La espera es como una puerta cerrada que miramos expectantes. En la que se estrellan los minutos prendidos de un pomo que esperamos ver girar franqueando el paso a nuestra esperanza, a nuestros anhelos.
Y en ese tiempo desértico se amontonan a nuestro alrededor las hojas caídas del calendario. Maleza marchita que va apagando nuestros pasos. Todo parece detenerse cuando uno espera y cada segundo se dilata —elástico— poniendo a prueba el valor de quien confía.
Pero una puerta es una puerta y al final… siempre acaba abriéndose. Aunque por esa misma condición, después, vuelva a cerrarse.
Y entre puerta y puerta, fuimos dos esperas enfrentadas, dos buscadores, un cúmulo de sueños perdidos. Conteníamos toda la intensidad que se amontona en la imposibilidad de compartir. Y se cruzaron los caminos, e intercambiamos las cargas, yo tomé la tuya y tú, me despojaste de la mía.

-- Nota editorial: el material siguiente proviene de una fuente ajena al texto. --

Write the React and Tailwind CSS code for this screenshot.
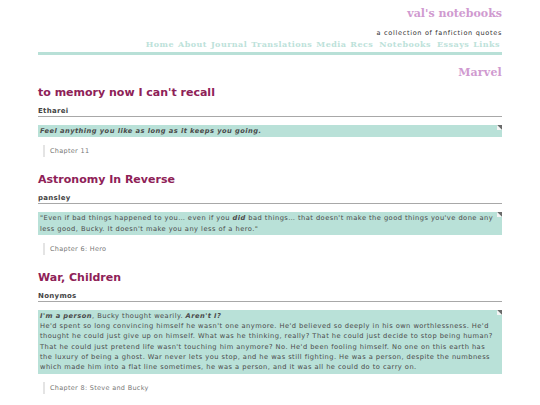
import React from "react";

const serif = { fontFamily: '"DejaVu Serif", Georgia, serif' };

function Corner() {
  return (
    <svg className="absolute right-0 top-0" width="5" height="5" viewBox="0 0 5 5">
      <polygon points="0,0 5,0 5,5" fill="#6b6b6b" />
      <polygon points="0,0 5,5 0,5" fill="#f4f4f4" />
    </svg>
  );
}

function Entry({ title, author, lines, chapter }) {
  return (
    <div className="mb-[16px]">
      <h2 className="text-[11px] font-bold leading-[14px] text-[#8e2157]">{title}</h2>
      <div className="mt-[7px] border-b border-[#a8a8a8] text-[7px] font-bold leading-[9px] tracking-[0.3px] text-[#444]">{author}</div>
      <div className="relative mt-[8px] bg-[#b9e1d8] px-[2px] py-[1px] text-[6.7px] leading-[10.3px] tracking-[0.45px] text-[#4a4a4a]">
        <Corner />
        {lines.map((l, i) => (
          <div key={i} className="whitespace-nowrap">{l}</div>
        ))}
      </div>
      <div className="ml-[5px] mt-[8px] border-l-2 border-[#e4e4e4] pl-[5px] text-[6.5px] leading-[12px] tracking-[0.3px] text-[#777]">{chapter}</div>
    </div>
  );
}

export default function App() {
  return (
    <div className="min-h-[405px] w-[540px] overflow-hidden bg-white" style={{ fontFamily: '"DejaVu Sans", Verdana, sans-serif' }}>
      <div className="mx-[38px] pt-[7px]">
        <div className="text-right text-[11px] font-bold leading-[14px] text-[#d09ad0]" style={serif}>val's notebooks</div>
        <div className="mt-[8px] text-right text-[6.5px] leading-[8px] tracking-[0.7px] text-[#333]">a collection of fanfiction quotes</div>
        <div className="mt-[2px] flex justify-end gap-[4px] pr-[2px] text-[8px] font-bold leading-[10px] tracking-[0.45px] text-[#bde2da]" style={serif}>
          <span>Home</span>
          <span>About</span>
          <span>Journal</span>
          <span>Translations</span>
          <span>Media</span>
          <span>Recs</span>
          <span className="ml-[2px]">Notebooks</span>
          <span className="ml-[2px]">Essays</span>
          <span>Links</span>
        </div>
        <div className="mt-[3px] h-[3px] bg-[#b8e0d7]"></div>
        <div className="mt-[11px] text-right text-[11px] font-bold leading-[14px] tracking-[0.2px] text-[#d09ad0]" style={serif}>Marvel</div>
        <div className="mt-[6px]">
          <Entry
            title="to memory now I can't recall"
            author="Etharei"
            chapter="Chapter 11"
            lines={[
              <b key="a"><i>Feel anything you like as long as it keeps you going.</i></b>,
            ]}
          />
          <Entry
            title="Astronomy In Reverse"
            author="pansley"
            chapter="Chapter 6: Hero"
            lines={[
              <>"Even if bad things happened to you… even if you <b><i>did</i></b> bad things… that doesn't make the good things you've done any</>,
              <>less good, Bucky. It doesn't make you any less of a hero."</>,
            ]}
          />
          <Entry
            title="War, Children"
            author="Nonymos"
            chapter="Chapter 8: Steve and Bucky"
            lines={[
              <><b><i>I'm a person</i></b>, Bucky thought wearily. <b><i>Aren't I?</i></b></>,
              <>He'd spent so long convincing himself he wasn't one anymore. He'd believed so deeply in his own worthlessness. He'd</>,
              <>thought he could just give up on himself. What was he thinking, really? That he could just decide to stop being human?</>,
              <>That he could just pretend life wasn't touching him anymore? No. He'd been fooling himself. No one on this earth has</>,
              <>the luxury of being a ghost. War never lets you stop, and he was still fighting. He was a person, despite the numbness</>,
              <>which made him into a flat line sometimes, he was a person, and it was all he could do to carry on.</>,
            ]}
          />
        </div>
      </div>
    </div>
  );
}
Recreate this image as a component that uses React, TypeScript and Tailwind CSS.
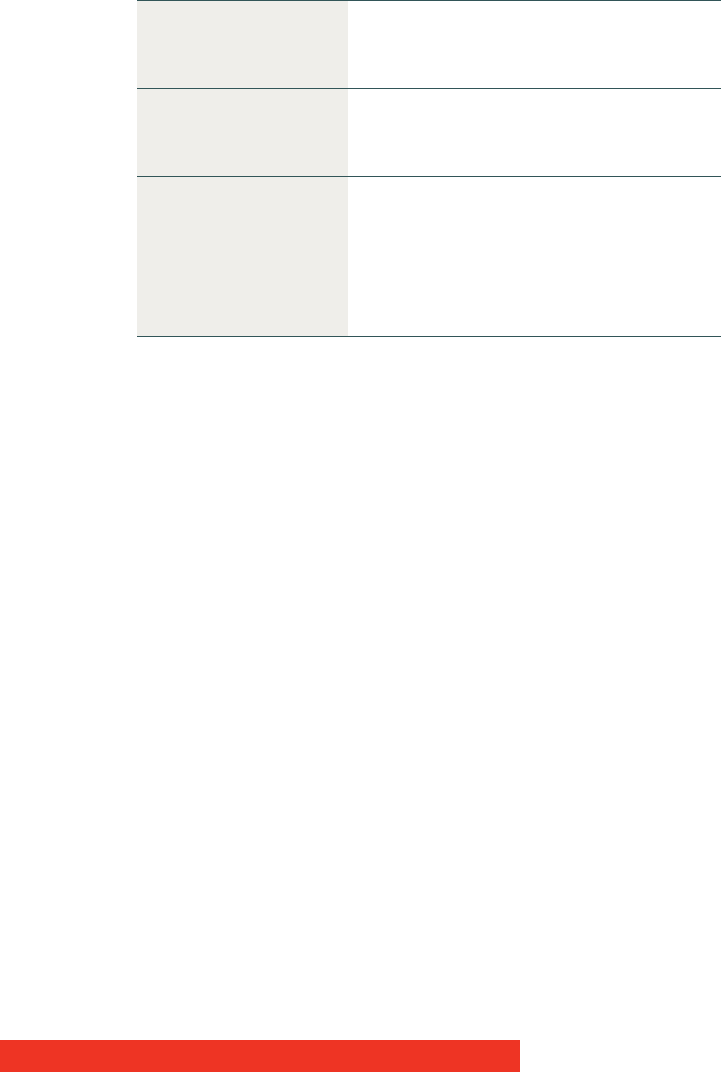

Si miro en los mapas de mi viaje, en ese momento dejé de ser. Dejé de ser mi día a día, dejé de ser la rutina y el poso de lo que va quedando. Puedo lanzar mi mirada hacia la lejanía y vislumbrarme, en mi hoy, en una escena distinta —¿siendo lo que siempre quise ser?—. Y te encuentro frente a mí. En el mismo itinerario. Esperándome. Tendida tu mano que, ahora, completa la mía.